A joint venture is a formal partnership between the landowner and the builder. Each side brings something the other needs. In our model, you bring the land. If your property is valued at around $1.5 million or higher, the equity in the land usually covers the borrowing capacity needed to fund the build. TAG brings the construction, the project management, and the working knowledge of how to get a duplex or dual occupancy built profitably in the Illawarra.

The structure is documented in a joint venture agreement before any work starts. That agreement sets out the split, the timeline, and what happens at each stage. Once the build is complete, the dwellings can be sold, held for rent, or a combination of both. The proceeds are shared according to the pre-agreed terms, which typically reflect the value of the land and the construction contribution.

It's a way to unlock value from property you already own without taking on the full financial weight of a development yourself.

Who's a Good Fit for a Joint Venture in Wollongong or the Illawarra?

Not every site or situation suits a joint venture. The ones that do tend to share a few characteristics.

You own a block valued around $1.5 million or higher, in a zone that allows dual occupancy or duplex development. In Wollongong City Council's low density residential zone, that usually means a minimum 450sqm lot with at least 12 metres of frontage. Shellharbour requires 450sqm with 15 metres of frontage. Older homes on larger blocks in Woonona, Corrimal, Figtree, and parts of Shellharbour often fit the criteria.

You're comfortable partnering with a builder rather than funding the project alone. A joint venture means shared control, shared risk, and shared upside. If you'd rather fund the whole build yourself and keep all the return, that's a different project structure.

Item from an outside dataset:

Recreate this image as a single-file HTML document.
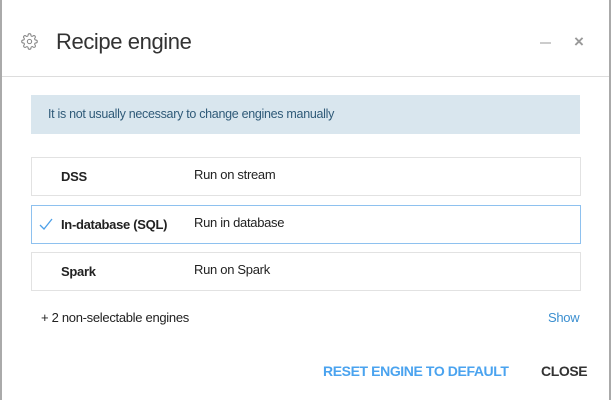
<!DOCTYPE html>
<html><head><style>
body{margin:0;width:611px;height:400px;background:#fff;font-family:"Liberation Sans",sans-serif;position:relative;overflow:hidden}
.a{position:absolute;white-space:nowrap}
.row{position:absolute;left:31px;width:548px;height:37px;border:1px solid #e2e2e2;background:#fff}
.lbl{position:absolute;left:29px;top:11px;font-weight:bold;font-size:13px;color:#222;letter-spacing:-0.3px}
.desc{position:absolute;left:162px;top:9px;font-size:13px;color:#222;letter-spacing:-0.3px}
</style></head><body>
<div class="a" style="left:0;top:0;width:2px;height:400px;background:#aaa"></div>
<div class="a" style="right:0;top:0;width:2px;height:400px;background:#aaa"></div>
<svg class="a" style="left:21px;top:33px" width="17" height="17" viewBox="0 0 24 24" fill="none" stroke="#888" stroke-width="1.5"><circle cx="12" cy="12" r="3"/><path d="M19.4 15a1.65 1.65 0 0 0 .33 1.82l.06.06a2 2 0 1 1-2.83 2.83l-.06-.06a1.65 1.65 0 0 0-1.82-.33 1.65 1.65 0 0 0-1 1.51V21a2 2 0 1 1-4 0v-.09A1.65 1.65 0 0 0 9 19.4a1.65 1.65 0 0 0-1.82.33l-.06.06a2 2 0 1 1-2.83-2.83l.06-.06A1.65 1.65 0 0 0 4.68 15a1.65 1.65 0 0 0-1.51-1H3a2 2 0 1 1 0-4h.09A1.65 1.65 0 0 0 4.6 9a1.65 1.65 0 0 0-.33-1.82l-.06-.06a2 2 0 1 1 2.83-2.83l.06.06A1.65 1.65 0 0 0 9 4.68a1.65 1.65 0 0 0 1-1.51V3a2 2 0 1 1 4 0v.09a1.65 1.65 0 0 0 1 1.51 1.65 1.65 0 0 0 1.82-.33l.06-.06a2 2 0 1 1 2.83 2.83l-.06.06A1.65 1.65 0 0 0 19.4 9a1.65 1.65 0 0 0 1.51 1H21a2 2 0 1 1 0 4h-.09a1.65 1.65 0 0 0-1.51 1z"/></svg>
<div class="a" style="left:56px;top:29px;font-size:22px;color:#333;letter-spacing:-0.4px">Recipe engine</div>
<div class="a" style="left:540px;top:42px;width:11px;height:2px;background:#ccc"></div>
<div class="a" style="left:574px;top:32px;font-size:17px;color:#999;font-weight:bold">×</div>
<div class="a" style="left:2px;top:76px;width:607px;height:1px;background:#ddd"></div>
<div class="a" style="left:31px;top:95px;width:549px;height:39px;background:#d9e6ee"></div>
<div class="a" style="left:48px;top:107px;font-size:12.5px;color:#2f5a78;letter-spacing:-0.3px">It is not usually necessary to change engines manually</div>
<div class="row" style="top:157px"><div class="lbl">DSS</div><div class="desc">Run on stream</div></div>
<div class="row" style="top:205px;border-color:#8ec1ef"><svg class="a" style="left:7px;top:12px" width="14" height="12" viewBox="0 0 14 12"><path d="M1 7 L5 11 L13 1" fill="none" stroke="#4da0e8" stroke-width="1.3"/></svg><div class="lbl">In-database (SQL)</div><div class="desc">Run in database</div></div>
<div class="row" style="top:252px"><div class="lbl">Spark</div><div class="desc">Run on Spark</div></div>
<div class="a" style="left:41px;top:310px;font-size:13px;color:#222;letter-spacing:-0.3px">+ 2 non-selectable engines</div>
<div class="a" style="left:548px;top:310px;font-size:13px;color:#3b8fd0;letter-spacing:-0.3px">Show</div>
<div class="a" style="left:323px;top:363px;font-size:14px;color:#4aa3ef;font-weight:bold;letter-spacing:-0.4px">RESET ENGINE TO DEFAULT</div>
<div class="a" style="left:541px;top:363px;font-size:14px;color:#333;font-weight:bold;letter-spacing:-0.4px">CLOSE</div>
</body></html>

You're open to either selling the completed dwellings or holding them as investment properties. Both paths are viable, and the right one depends on your goals.

What TAG Handles as the Joint Venture Partner

Over 20 years of combined construction experience sits behind every TAG project, and a joint venture draws on all of it. The builder side of the partnership takes on a lot.

We manage the feasibility review. Before anyone signs anything, we look at whether the site can support a duplex or dual occupancy, what the approval path looks like, and what comparable end values in the suburb suggest. If the numbers do not stack up, we say so.

We handle the approvals. Depending on the site and design, the approval path runs either through a complying development certificate with a private certifier, or through a full development application with council. One is faster, the other is required where a site or design does not tick every compliance box.

We run the build. That means design coordination, tender documentation, trade coordination, construction management, and handover. Our day-to-day project management sits in Jack, a platform that combines job management with take-off functionality, so clients and partners always have a clear view of where the project is.

And we carry the construction finance risk. You bring the land. We bring everything else.

Benefits of a Joint Venture for Wollongong Property Owners

The upside for the landowner comes in three parts.

You unlock the value in your land without selling it. For owners who have watched their property appreciate significantly but do not want to simply sell and walk away, a joint venture is a way to realise some of that value while creating new assets.

You share the risk. Development always carries risk. Cost variations, approval delays, market timing at the exit. Sharing that with a builder who is financially invested in the same outcome means we are both working from the same incentive.

You avoid the financial stretch of a full self-funded build. Funding a duplex or dual occupancy yourself means a construction loan, ongoing interest, and tying up significant capital through the build. The joint venture structure takes that off your shoulders.

If you own a block across Wollongong, Shellharbour, Kiama, or the surrounding Illawarra that you think might suit a joint venture, the first step is a conversation. Tell us about the property, and we will tell you whether the site stacks up and what the likely structure would look like.

0423 409 212 | www.taghomes.com.au

Frequently Asked Questions

What is a joint venture property development in New South Wales? A joint venture is a partnership between a landowner and a builder. The landowner contributes the land, the builder contributes the construction and project management, and the return from the completed project is shared according to a pre-agreed structure. It is a common way to develop duplexes or dual occupancies without self-funding the build.

What property value do I need for a joint venture with TAG Homes? Around $1.5 million or higher, in a zone that permits dual occupancy or duplex development. The equity in the land is what allows the project to proceed without the landowner contributing construction capital. Sites below that value can sometimes still work, but the structure looks different.

Do I have to sell the dwellings after the joint venture build is complete? No. Many landowners choose to hold one or both dwellings as investment properties and share the agreed split based on construction completion. Others sell both and share the proceeds. The exit is part of the original joint venture agreement.

Can I do a joint venture on a block I don't own yet? Generally, no. The joint venture structure relies on existing equity in the land. Buying a site and then developing it is a different structure, often a land-and-build or traditional development loan. It is worth having a conversation either way so we can point you toward the right path.